Supplied information –
+---+

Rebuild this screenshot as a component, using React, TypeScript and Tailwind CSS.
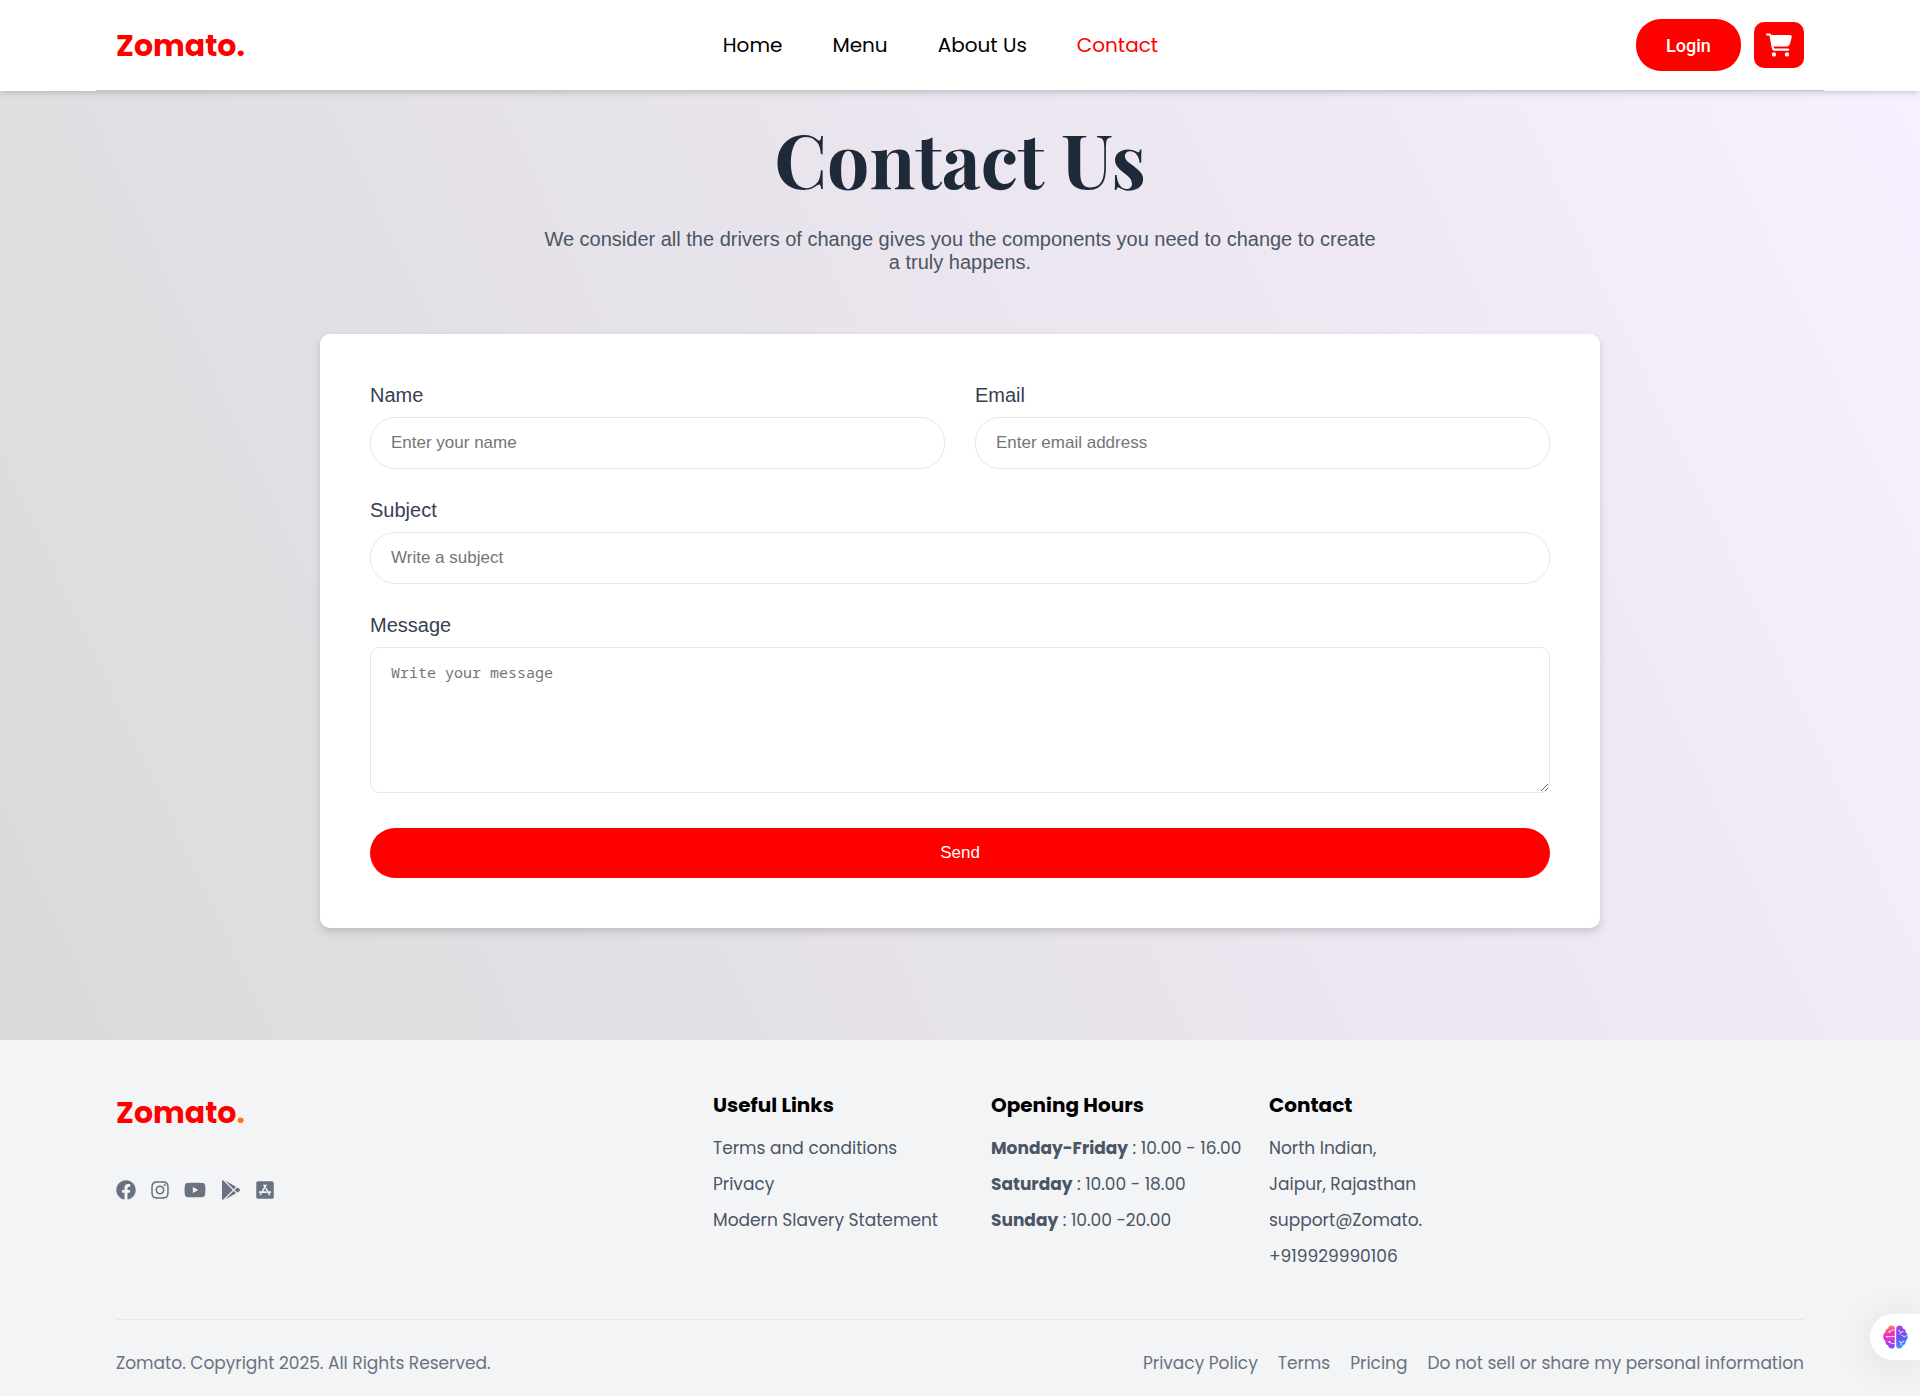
import type { ReactNode } from "react";
import { FaFacebook, FaInstagram, FaYoutube, FaGooglePlay, FaAppStoreIos } from "react-icons/fa";
import { FaCartShopping } from "react-icons/fa6";

const navLinks = ["Home", "Menu", "About Us", "Contact"];
const legalLinks = ["Privacy Policy", "Terms", "Pricing", "Do not sell or share my personal information"];
const usefulLinks = ["Terms and conditions", "Privacy", "Modern Slavery Statement"];
const hours = [
  ["Monday-Friday", " : 10.00 - 16.00"],
  ["Saturday", " : 10.00 - 18.00"],
  ["Sunday", " : 10.00 -20.00"],
];
const address = ["North Indian,", "Jaipur, Rajasthan", "support@Zomato.", "+919929990106"];
const socials = [
  { label: "Facebook", icon: <FaFacebook className="h-5 w-5" /> },
  { label: "Instagram", icon: <FaInstagram className="h-5 w-[18px]" /> },
  { label: "YouTube", icon: <FaYoutube className="h-5 w-[22px]" /> },
  { label: "Google Play", icon: <FaGooglePlay className="h-5 w-5" /> },
  { label: "App Store", icon: <FaAppStoreIos className="h-5 w-[18px]" /> },
];

function Header() {
  return (
    <header className="relative z-10 bg-white shadow-md">
      <div className="mx-24 flex h-[91px] items-center justify-between border-b border-[#c8c8c8] px-5">
        <a href="#" className="text-[30px] font-bold text-[#ff0000]">Zomato.</a>
        <nav className="flex gap-[50px] text-[20px]">
          {navLinks.map((l) => (
            <a key={l} href="#" className={l === "Contact" ? "text-[#ff0000]" : "text-black"}>{l}</a>
          ))}
        </nav>
        <div className="flex items-center gap-[13px]">
          <button className="h-[52px] w-[105px] rounded-[25px] bg-[#ff0000] font-[Roboto,sans-serif] text-[18px] font-medium text-white">Login</button>
          <button aria-label="Cart" className="flex h-[46px] w-[50px] items-center justify-center rounded-[10px] bg-[#ff0000] text-white">
            <FaCartShopping size={26} />
          </button>
        </div>
      </div>
    </header>
  );
}

const labelClass = "mb-[10px] block text-[20px] leading-[23px] text-gray-700";

function Field({ id, label, placeholder, type = "text" }: { id: string; label: string; placeholder: string; type?: string }) {
  return (
    <div>
      <label htmlFor={id} className={labelClass}>{label}</label>
      <input
        id={id}
        type={type}
        placeholder={placeholder}
        className="h-[52px] w-full rounded-[25px] border border-gray-200 bg-white px-5 text-[17px] text-gray-800 placeholder:text-[#757575]"
      />
    </div>
  );
}

function ContactSection() {
  return (
    <main className="bg-[linear-gradient(65deg,#dadada,#f0e9f5_75%,#f7f1ff)] px-5 pt-5 pb-28 font-['Liberation_Sans',Arial,sans-serif]">
      <h1 className="text-center font-['Playfair_Display','Liberation_Serif',serif] text-[75px] leading-[95px] font-bold text-gray-800">Contact Us</h1>
      <p className="mx-auto mt-[22px] max-w-[840px] text-center text-[20px] leading-[23px] text-gray-600">
        We consider all the drivers of change gives you the components you need to change to create a truly happens.
      </p>
      <form
        className="mx-auto mt-[60px] max-w-[1280px] rounded-[10px] bg-white p-[50px] shadow-[0_4px_8px_rgba(0,0,0,0.15)]"
        onSubmit={(e) => e.preventDefault()}
      >
        <div className="grid grid-cols-2 gap-[30px]">
          <Field id="name" label="Name" placeholder="Enter your name" />
          <Field id="email" label="Email" type="email" placeholder="Enter email address" />
          <div className="col-span-2">
            <Field id="subject" label="Subject" placeholder="Write a subject" />
          </div>
          <div className="col-span-2">
            <label htmlFor="message" className={labelClass}>Message</label>
            <textarea
              id="message"
              placeholder="Write your message"
              className="block h-[146px] w-full rounded-[10px] border border-gray-200 px-5 py-[15px] font-['Noto_Sans_Mono','DejaVu_Sans_Mono',monospace] text-[15px] leading-[18px] placeholder:text-[#757575]"
            />
          </div>
        </div>
        <button className="mt-[35px] block h-[50px] w-full rounded-[25px] bg-[#ff0000] text-[17px] text-white">Send</button>
      </form>
    </main>
  );
}

function Column({ title, children }: { title: string; children: ReactNode }) {
  return (
    <div className="text-[17px] whitespace-nowrap text-gray-600">
      <h2 className="mb-[17px] text-[20px] leading-7 font-bold text-black">{title}</h2>
      <ul className="flex flex-col gap-3 leading-6">{children}</ul>
    </div>
  );
}

function Footer() {
  return (
    <footer className="bg-gray-100 px-[116px] pt-[51px] pb-5">
      <div className="grid grid-cols-[577px_258px_258px_1fr] gap-5">
        <div>
          <a href="#" className="block text-[30px] leading-[44px] font-bold text-[#ff0000]">
            Zomato<span className="text-[#ff7a00]">.</span>
          </a>
          <div className="mt-[45px] flex gap-[15px] text-gray-500">
            {socials.map((s) => <a key={s.label} href="#" aria-label={s.label}>{s.icon}</a>)}
          </div>
        </div>
        <Column title="Useful Links">{usefulLinks.map((t) => <li key={t}><a href="#">{t}</a></li>)}</Column>
        <Column title="Opening Hours">{hours.map(([d, h]) => <li key={d}><strong className="font-bold">{d}</strong>{h}</li>)}</Column>
        <Column title="Contact">{address.map((t) => <li key={t}>{t}</li>)}</Column>
      </div>
      <div className="mt-[51px] flex justify-between border-t border-gray-200 pt-[30px] text-[17px] leading-[26px] text-gray-500">
        <p>Zomato. Copyright 2025. All Rights Reserved.</p>
        <nav className="flex gap-5">{legalLinks.map((t) => <a key={t} href="#">{t}</a>)}</nav>
      </div>
    </footer>
  );
}

function AssistantTab() {
  return (
    <button
      aria-label="Assistant"
      className="fixed right-0 bottom-9 z-20 flex h-[46px] w-[50px] items-center rounded-l-full bg-white pl-[13px] shadow-[0_4px_40px_rgba(0,0,0,0.1)]"
    >
      <svg viewBox="0 0 25 24" className="h-6 w-[25px]" fill="none">
        <defs>
          <linearGradient id="brainLeft" x1="2" y1="1" x2="11" y2="23" gradientUnits="userSpaceOnUse">
            <stop offset="0" stopColor="#ff9a2e" />
            <stop offset="0.35" stopColor="#f52fb0" />
            <stop offset="0.65" stopColor="#c93be0" />
            <stop offset="1" stopColor="#6a4df5" />
          </linearGradient>
          <linearGradient id="brainRight" x1="14" y1="1" x2="23" y2="23" gradientUnits="userSpaceOnUse">
            <stop offset="0" stopColor="#b63bea" />
            <stop offset="0.5" stopColor="#6a52f5" />
            <stop offset="1" stopColor="#2fa8ff" />
          </linearGradient>
        </defs>
        <path
          d="M11.8 3.2C11.6 1.3 10.2.5 8.6.5 6.6.5 5.3 1.8 5.1 3.4 3.2 3.8 2.1 5.3 2.4 7.2 1 8.2.3 9.6.3 11.6s.7 3.5 2.1 4.6c-.3 2 .8 3.7 2.7 4.2.4 1.8 1.7 3.1 3.6 3.1 1.7 0 3-.9 3.1-2.8z"
          fill="url(#brainLeft)"
        />
        <path
          d="M13.2 3.2C13.4 1.3 14.8.5 16.4.5c2 0 3.3 1.3 3.5 2.9 1.9.4 3 1.9 2.7 3.8 1.4 1 2.1 2.4 2.1 4.4s-.7 3.5-2.1 4.6c.3 2-.8 3.7-2.7 4.2-.4 1.8-1.7 3.1-3.6 3.1-1.7 0-3-.9-3.1-2.8z"
          fill="url(#brainRight)"
        />
        <g stroke="white" strokeOpacity="0.8" strokeWidth="1" strokeLinecap="round">
          <path d="M11.8 5H9.2L6.6 6.8M11.8 11.6H4M11.8 18.6H9L6.6 17" />
          <path d="M15.6 5.4l2.2 1.8 2.4-.6M17.8 7.2L17 9M24 10.6l-2.8 1-2.4-1.2M16 16l2 1.6 2.6-1.2M18 17.6v2.6" />
        </g>
        <g fill="white">
          <circle cx="6.4" cy="6.9" r="0.9" />
          <circle cx="3.8" cy="11.6" r="0.9" />
          <circle cx="6.4" cy="16.9" r="0.9" />
        </g>
      </svg>
    </button>
  );
}

export default function App() {
  return (
    <div className="font-[Poppins,Inter,sans-serif]">
      <Header />
      <ContactSection />
      <Footer />
      <AssistantTab />
    </div>
  );
}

+---+

Instructions for the task – Repeat exactly and only the lines from the start of the data above through the line that holds "block text-[20px] leading-[23px]", inclusive. Pictures do not belong in the copy.

The result –
Rebuild this screenshot as a component, using React, TypeScript and Tailwind CSS.
import type { ReactNode } from "react";
import { FaFacebook, FaInstagram, FaYoutube, FaGooglePlay, FaAppStoreIos } from "react-icons/fa";
import { FaCartShopping } from "react-icons/fa6";

const navLinks = ["Home", "Menu", "About Us", "Contact"];
const legalLinks = ["Privacy Policy", "Terms", "Pricing", "Do not sell or share my personal information"];
const usefulLinks = ["Terms and conditions", "Privacy", "Modern Slavery Statement"];
const hours = [
  ["Monday-Friday", " : 10.00 - 16.00"],
  ["Saturday", " : 10.00 - 18.00"],
  ["Sunday", " : 10.00 -20.00"],
];
const address = ["North Indian,", "Jaipur, Rajasthan", "support@Zomato.", "+919929990106"];
const socials = [
  { label: "Facebook", icon: <FaFacebook className="h-5 w-5" /> },
  { label: "Instagram", icon: <FaInstagram className="h-5 w-[18px]" /> },
  { label: "YouTube", icon: <FaYoutube className="h-5 w-[22px]" /> },
  { label: "Google Play", icon: <FaGooglePlay className="h-5 w-5" /> },
  { label: "App Store", icon: <FaAppStoreIos className="h-5 w-[18px]" /> },
];

function Header() {
  return (
    <header className="relative z-10 bg-white shadow-md">
      <div className="mx-24 flex h-[91px] items-center justify-between border-b border-[#c8c8c8] px-5">
        <a href="#" className="text-[30px] font-bold text-[#ff0000]">Zomato.</a>
        <nav className="flex gap-[50px] text-[20px]">
          {navLinks.map((l) => (
            <a key={l} href="#" className={l === "Contact" ? "text-[#ff0000]" : "text-black"}>{l}</a>
          ))}
        </nav>
        <div className="flex items-center gap-[13px]">
          <button className="h-[52px] w-[105px] rounded-[25px] bg-[#ff0000] font-[Roboto,sans-serif] text-[18px] font-medium text-white">Login</button>
          <button aria-label="Cart" className="flex h-[46px] w-[50px] items-center justify-center rounded-[10px] bg-[#ff0000] text-white">
            <FaCartShopping size={26} />
          </button>
        </div>
      </div>
    </header>
  );
}

const labelClass = "mb-[10px] block text-[20px] leading-[23px] text-gray-700";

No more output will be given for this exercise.